Shareholder disputes and corporate litigation in Turkey are governed by a detailed and commercially significant set of rules under the Turkish Commercial Code. In joint stock companies, the main litigation tools include minority convocation rights, information and inspection rights, special audit requests, annulment and nullity actions against general assembly resolutions, board-resolution nullity claims, company-loss liability actions, and just-cause dissolution with alternative buyout-style remedies. In limited liability companies, the Code adds express tools for manager removal, judicial restriction of management authority, member exit, expulsion, separation payment, and just-cause dissolution.

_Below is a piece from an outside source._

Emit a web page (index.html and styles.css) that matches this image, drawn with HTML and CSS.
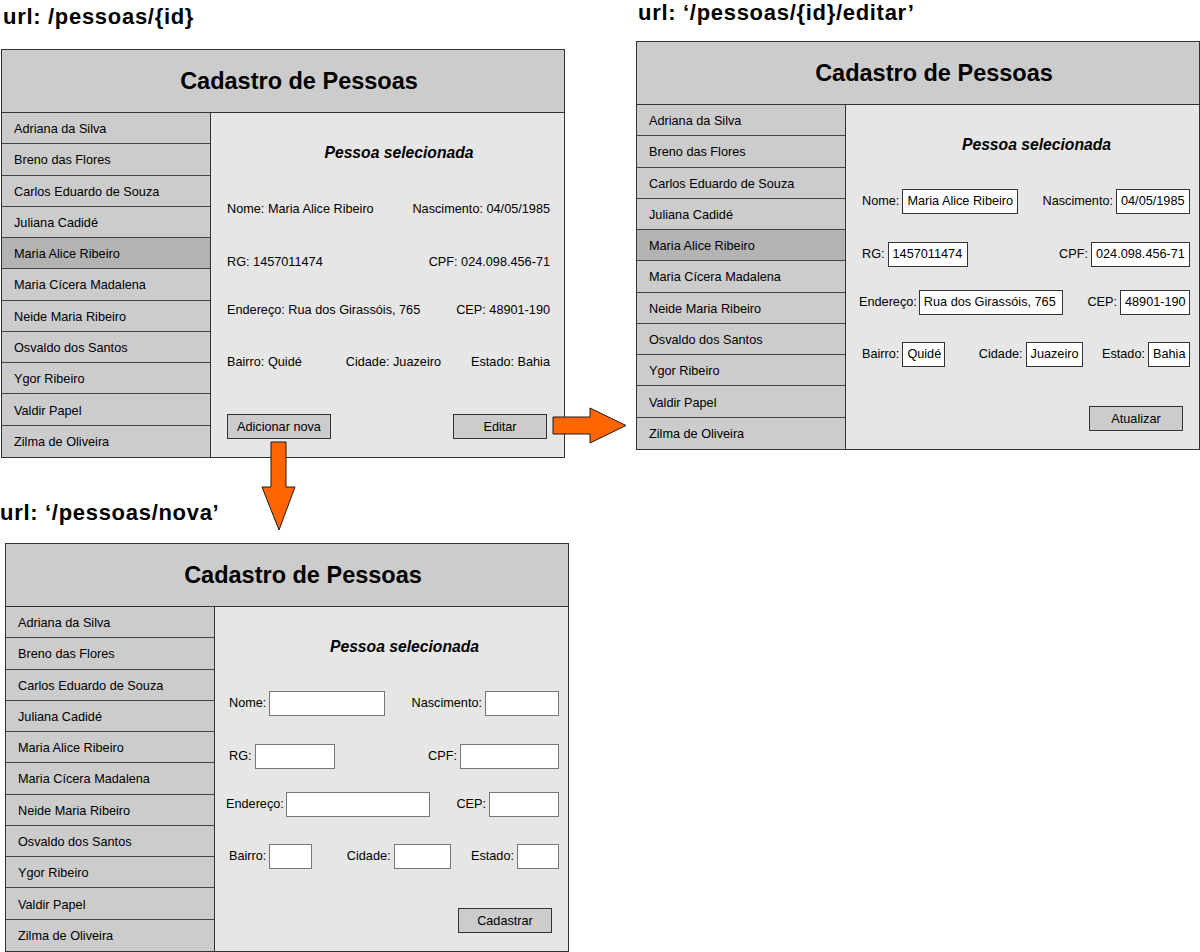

For businesses and investors, the practical lesson is clear. Corporate disputes in Turkey are rarely won by broad allegations of unfairness alone. They are won through the correct remedy: the right meeting challenge, the right information application, the right liability claim, or the right exit strategy. Turkish company law offers a strong litigation toolkit, but that toolkit works best when the dispute is framed with precision around the exact statutory right that has been violated.